Reviewer #2 (General assessment and major comments (Required)):

In their manuscript, Li and coworkers report the purification of milligram quantities of TRIM5 restriction factor proteins and structural analysis of complexes of some of them with purified HIV-1 cores and assemblies of recombinant HIV-1 CA protein. The authors also describe a new approach they developed to purify HIV-1 cores from virions. The study represents a significant advance because: (1) TRIM5 proteins have been notoriously difficult to purify, and (2) interactions of TRIM5α with native HIV-1 cores have not been described in the literature. Based on their structural results, the authors conclude that TRIM5 proteins form hexagonal "nets" around the viral capsid resembling those formed spontaneously by the restriction factors. Assuming the technique employed for purifying TRIM5 proteins is robust, this study should greatly facilitate future studies of TRIM5 structure and biochemistry.

I have no significant criticisms.

Reviewer #2 (Minor Comments):

Introduction, third paragraph: the term "viral core replication particle." I don't recall reading this term previously, and it seems like an odd combination of adjectives and nouns.

At the end of the subsection “Structure-based models for TRIM5-21R assembly”: “[…]thereby validating the model[…] “According to Merriam-Webster, the word "validate” implies establishing validity by authoritative affirmation or by factual proof. I suggest replacing this with "supporting."

Reviewer #3 (General assessment and major comments (Required)):

Li et al. report on a fairly comprehensive structural study focused on the nature of the interaction between TRIM5α and incoming retroviral capsid cores. The results to some extent confirm expectations based on highly artificial systems, and greatly extend these through extensive efforts to use bona fide, purified TRIM5α proteins together with capsid preps as close as possible to native structures. This is an important step forward – despite intense focus on TRIM5 and TRIM5-mediated restriction, standard approaches to understanding protein interactions have not been useful. As the authors point out, the methods may also be applicable to the study of the many other known capsid-interacting co-factors in the cell. Another strength of the study is that most results apply to two or more distinct TRIM5 homologs, confirming the generality of the findings. The model is also consistent with known interactions and with the observation that TRIM5-mediated restriction is saturable.

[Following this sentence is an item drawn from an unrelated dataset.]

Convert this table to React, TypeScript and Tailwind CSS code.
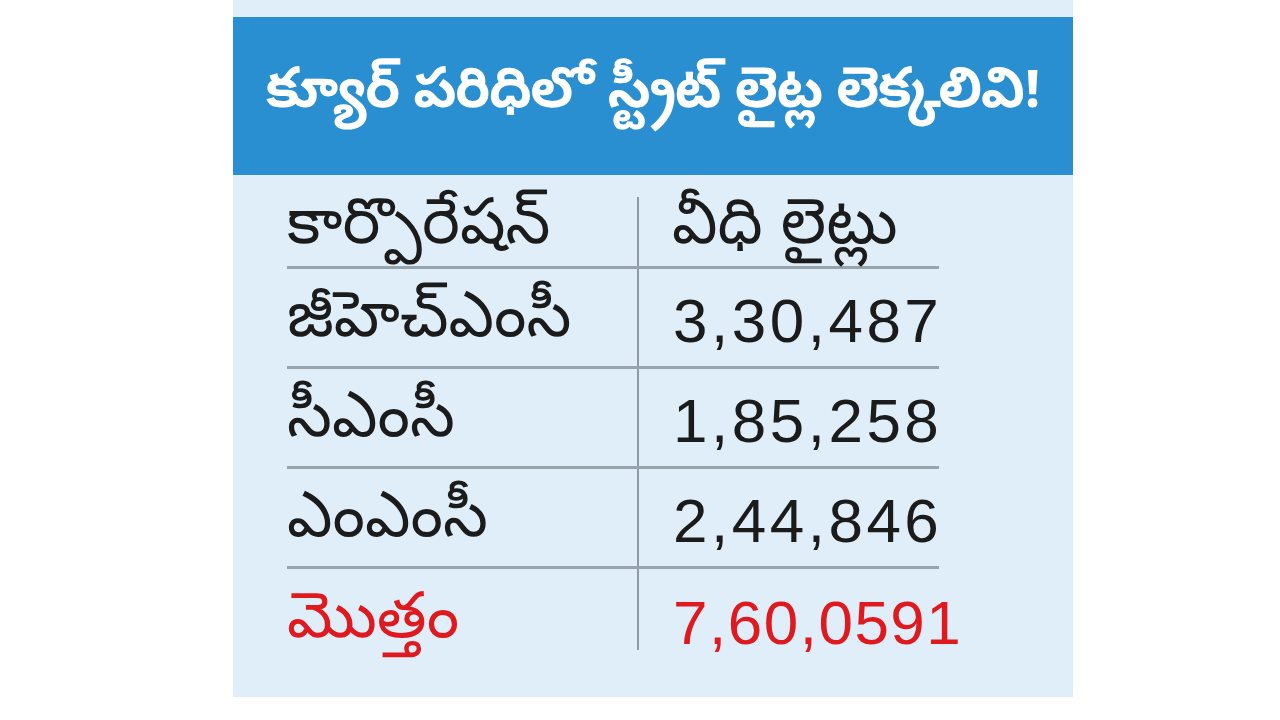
const rows = [
  { name: "జీహెచ్ఎంసీ", value: "3,30,487" },
  { name: "సీఎంసీ", value: "1,85,258" },
  { name: "ఎంఎంసీ", value: "2,44,846" },
];

const font = { fontFamily: '"Noto Sans Telugu", "Noto Sans", "Liberation Sans", sans-serif' };
const nums = { fontFamily: '"Liberation Sans", sans-serif' };

export default function App() {
  return (
    <div className="w-full h-[720px] bg-white pl-[233px]" style={font}>
      <div className="w-[840px] h-[697px] bg-[#dfeef8] pt-[17px]">
        {/* title band */}
        <div className="h-[158px] bg-[#2a8fd0] flex items-center justify-center">
          <h1 className="text-white font-bold text-[56px] leading-none tracking-tight">
            క్యూర్ పరిధిలో స్ట్రీట్ లైట్ల లెక్కలివి!
          </h1>
        </div>

        {/* table */}
        <div className="ml-[54px] mt-[22px] w-[652px] text-[#1b1b1b]">
          <div className="flex h-[72px] border-b-[3px] border-[#98a4ac]">
            <div className="w-[352px] shrink-0 border-r-2 border-[#8f9ba3] flex items-start text-[64px] leading-none pt-[2px] whitespace-nowrap">
              కార్పొరేషన్
            </div>
            <div className="flex-1 pl-[33px] flex items-start text-[64px] leading-none pt-[2px] whitespace-nowrap">
              వీధి లైట్లు
            </div>
          </div>
          {rows.map((r) => (
            <div key={r.value} className="flex h-[100px] border-b-[3px] border-[#98a4ac]">
              <div className="w-[352px] shrink-0 border-r-2 border-[#8f9ba3] flex items-center pt-[12px] text-[64px] leading-none whitespace-nowrap">
                {r.name}
              </div>
              <div className="flex-1 pl-[34px] flex items-center pt-[6px] text-[62px] leading-none tracking-[3.5px] whitespace-nowrap" style={nums}>
                {r.value}
              </div>
            </div>
          ))}
          <div className="flex h-[81px] text-[#e0191f]">
            <div className="w-[352px] shrink-0 border-r-2 border-[#8f9ba3] flex items-start pt-[24px] text-[64px] leading-none whitespace-nowrap">
              మొత్తం
            </div>
            <div className="flex-1 pl-[34px] flex items-start pt-[23px] text-[62px] leading-none tracking-[1.5px] whitespace-nowrap" style={nums}>
              7,60,0591
            </div>
          </div>
        </div>
      </div>
    </div>
  );
}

The results also begin to fill in/suggest aspects of mechanism that will certainly drive further work by both structural and cellular laboratories, and this will be a great strength of the paper. Interesting details emerging from the study include the likely intermolecular dimerization of RING domains upon assembly, which suggests a regulatory mechanism that among other things may control the E3 Ub ligase activity in the absence of a target or before sufficient assembly has occurred on the target, and the orientation of the RING domains on the exposed surface of the lattice. Results also indicate that the formation of a hexagonal lattice is a conserved mechanism, and open the door for structural studies to understand both the broad spectrum of retroviruses that can be recognized while also trying to understand how, at the same time, individual retroviruses can "escape" this interaction while maintaining integral capsid functions. It potentially may suggest how other TRIM proteins recognize their respective ligands.

Overall this is an important study and it should have a significant impact on the field.